ENVRIPLUS organizes its activities along a main strategic plan where sharing multi-disciplinary expertise will be most effective. It aims to improve Earth observation monitoring systems and strategies, including actions towards harmonization and innovation, to generate common solutions to many shared information technology and data related challenges, to harmonize policies for access and provide strategies for knowledge transfer amongst RIs. ENVRIPLUS develops guidelines to enhance trans-disciplinary use of data and data-products supported by applied use-cases involving RIs from different domains. ENVRIPLUS coordinates actions to improve communication and cooperation, addressing Environmental RIs at all levels, from management to end-users, implementing RI-staff exchange programs, generating material for RI personnel, and proposing common strategic developments and actions for enhancing services to users and evaluating the socio-economic impacts. ENVRIPLUS is expected to facilitate structuration and improve quality of services offered both within single RIs and at pan-RI level. It promotes efficient and multi-disciplinary research offering new opportunities to users, new tools to RI managers and new communication strategies for environmental RI communities.
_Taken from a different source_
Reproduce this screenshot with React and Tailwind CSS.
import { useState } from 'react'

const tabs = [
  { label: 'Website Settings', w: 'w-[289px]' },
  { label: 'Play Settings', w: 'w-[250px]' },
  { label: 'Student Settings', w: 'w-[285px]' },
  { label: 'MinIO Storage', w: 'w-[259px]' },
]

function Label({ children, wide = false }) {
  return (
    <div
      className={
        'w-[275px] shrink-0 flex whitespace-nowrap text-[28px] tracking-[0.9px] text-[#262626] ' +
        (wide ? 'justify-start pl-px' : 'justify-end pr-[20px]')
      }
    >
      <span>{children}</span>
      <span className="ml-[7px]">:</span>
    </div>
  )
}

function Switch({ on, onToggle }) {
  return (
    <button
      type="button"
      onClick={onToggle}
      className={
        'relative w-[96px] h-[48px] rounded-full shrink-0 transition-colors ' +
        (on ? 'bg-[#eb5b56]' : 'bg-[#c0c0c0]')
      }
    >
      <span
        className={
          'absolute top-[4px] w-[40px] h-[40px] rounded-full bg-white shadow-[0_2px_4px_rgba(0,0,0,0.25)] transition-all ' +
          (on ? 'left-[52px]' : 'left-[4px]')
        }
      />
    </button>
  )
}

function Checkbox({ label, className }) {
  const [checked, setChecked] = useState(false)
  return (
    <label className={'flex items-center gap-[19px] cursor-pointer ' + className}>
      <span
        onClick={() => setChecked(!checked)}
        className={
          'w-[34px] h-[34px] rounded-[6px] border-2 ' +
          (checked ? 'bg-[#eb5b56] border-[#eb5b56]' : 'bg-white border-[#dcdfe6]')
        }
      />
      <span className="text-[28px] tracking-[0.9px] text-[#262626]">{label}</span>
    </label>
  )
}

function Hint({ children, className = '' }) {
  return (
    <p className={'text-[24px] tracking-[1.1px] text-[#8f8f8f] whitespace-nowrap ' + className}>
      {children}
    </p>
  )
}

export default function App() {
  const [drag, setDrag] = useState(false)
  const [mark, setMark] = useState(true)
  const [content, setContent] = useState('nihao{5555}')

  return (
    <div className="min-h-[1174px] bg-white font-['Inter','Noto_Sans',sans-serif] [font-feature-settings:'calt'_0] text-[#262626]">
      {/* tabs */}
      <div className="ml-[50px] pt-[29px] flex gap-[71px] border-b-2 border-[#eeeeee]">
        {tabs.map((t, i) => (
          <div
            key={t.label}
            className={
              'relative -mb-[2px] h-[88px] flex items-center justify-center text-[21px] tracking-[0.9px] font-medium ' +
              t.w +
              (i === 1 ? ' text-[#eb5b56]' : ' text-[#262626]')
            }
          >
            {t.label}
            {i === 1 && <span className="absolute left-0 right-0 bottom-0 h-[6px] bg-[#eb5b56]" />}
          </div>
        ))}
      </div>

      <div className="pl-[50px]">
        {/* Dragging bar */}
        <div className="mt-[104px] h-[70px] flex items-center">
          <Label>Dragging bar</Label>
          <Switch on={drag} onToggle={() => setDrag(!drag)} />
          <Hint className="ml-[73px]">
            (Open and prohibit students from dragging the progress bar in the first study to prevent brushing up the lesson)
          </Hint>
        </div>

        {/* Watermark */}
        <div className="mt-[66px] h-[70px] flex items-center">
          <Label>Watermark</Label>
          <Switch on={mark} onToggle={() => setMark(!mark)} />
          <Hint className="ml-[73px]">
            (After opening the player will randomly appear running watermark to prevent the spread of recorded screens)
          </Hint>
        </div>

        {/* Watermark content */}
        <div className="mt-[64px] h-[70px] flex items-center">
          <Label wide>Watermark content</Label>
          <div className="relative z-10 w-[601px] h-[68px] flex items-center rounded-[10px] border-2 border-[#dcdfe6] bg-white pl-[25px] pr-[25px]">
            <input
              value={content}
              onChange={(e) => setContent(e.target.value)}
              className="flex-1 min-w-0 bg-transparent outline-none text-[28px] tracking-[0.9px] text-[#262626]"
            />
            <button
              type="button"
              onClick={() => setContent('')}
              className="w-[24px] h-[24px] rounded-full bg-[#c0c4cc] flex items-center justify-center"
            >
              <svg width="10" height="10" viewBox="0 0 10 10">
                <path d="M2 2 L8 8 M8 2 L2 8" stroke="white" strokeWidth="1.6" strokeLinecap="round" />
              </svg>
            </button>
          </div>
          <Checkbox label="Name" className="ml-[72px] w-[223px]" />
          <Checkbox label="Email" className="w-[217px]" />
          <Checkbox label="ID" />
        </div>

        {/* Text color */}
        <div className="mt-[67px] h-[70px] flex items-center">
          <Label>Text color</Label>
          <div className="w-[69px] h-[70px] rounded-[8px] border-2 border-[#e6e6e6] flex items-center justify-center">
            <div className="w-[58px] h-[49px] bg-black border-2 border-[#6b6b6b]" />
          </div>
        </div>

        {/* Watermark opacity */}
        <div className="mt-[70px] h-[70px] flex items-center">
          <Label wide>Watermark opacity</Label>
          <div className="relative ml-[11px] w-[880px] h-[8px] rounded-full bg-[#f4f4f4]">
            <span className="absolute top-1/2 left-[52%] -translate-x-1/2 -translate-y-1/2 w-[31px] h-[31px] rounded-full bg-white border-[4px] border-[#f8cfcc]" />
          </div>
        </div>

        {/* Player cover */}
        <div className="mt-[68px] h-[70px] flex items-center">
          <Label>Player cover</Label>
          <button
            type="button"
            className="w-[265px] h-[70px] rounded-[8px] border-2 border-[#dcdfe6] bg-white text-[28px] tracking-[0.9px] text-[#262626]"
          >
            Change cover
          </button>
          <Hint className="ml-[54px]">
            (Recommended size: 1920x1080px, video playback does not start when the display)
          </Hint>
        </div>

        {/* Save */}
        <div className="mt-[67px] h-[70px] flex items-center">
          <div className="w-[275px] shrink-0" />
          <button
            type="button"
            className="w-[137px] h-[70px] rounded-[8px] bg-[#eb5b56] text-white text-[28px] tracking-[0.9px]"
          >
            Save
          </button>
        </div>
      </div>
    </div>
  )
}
The produced solutions, services and other project results are made available to all environmental RI initiatives, thus contributing to the development of a consistent European RI ecosystem.

IS-ENES (phase 2 and later phase 3), the infrastructure project of ENES, is a member of ENVRIplus and shares (via its partners CNRS and DKRZ) technical and strategic expertise with the other Research Infrastructures by contributing to ENVRIplus Themes 2 (Data for Science) and 6 (Communication and Dissemination) as well as by having representatives in the Board of European Environmental Research Infrastructures.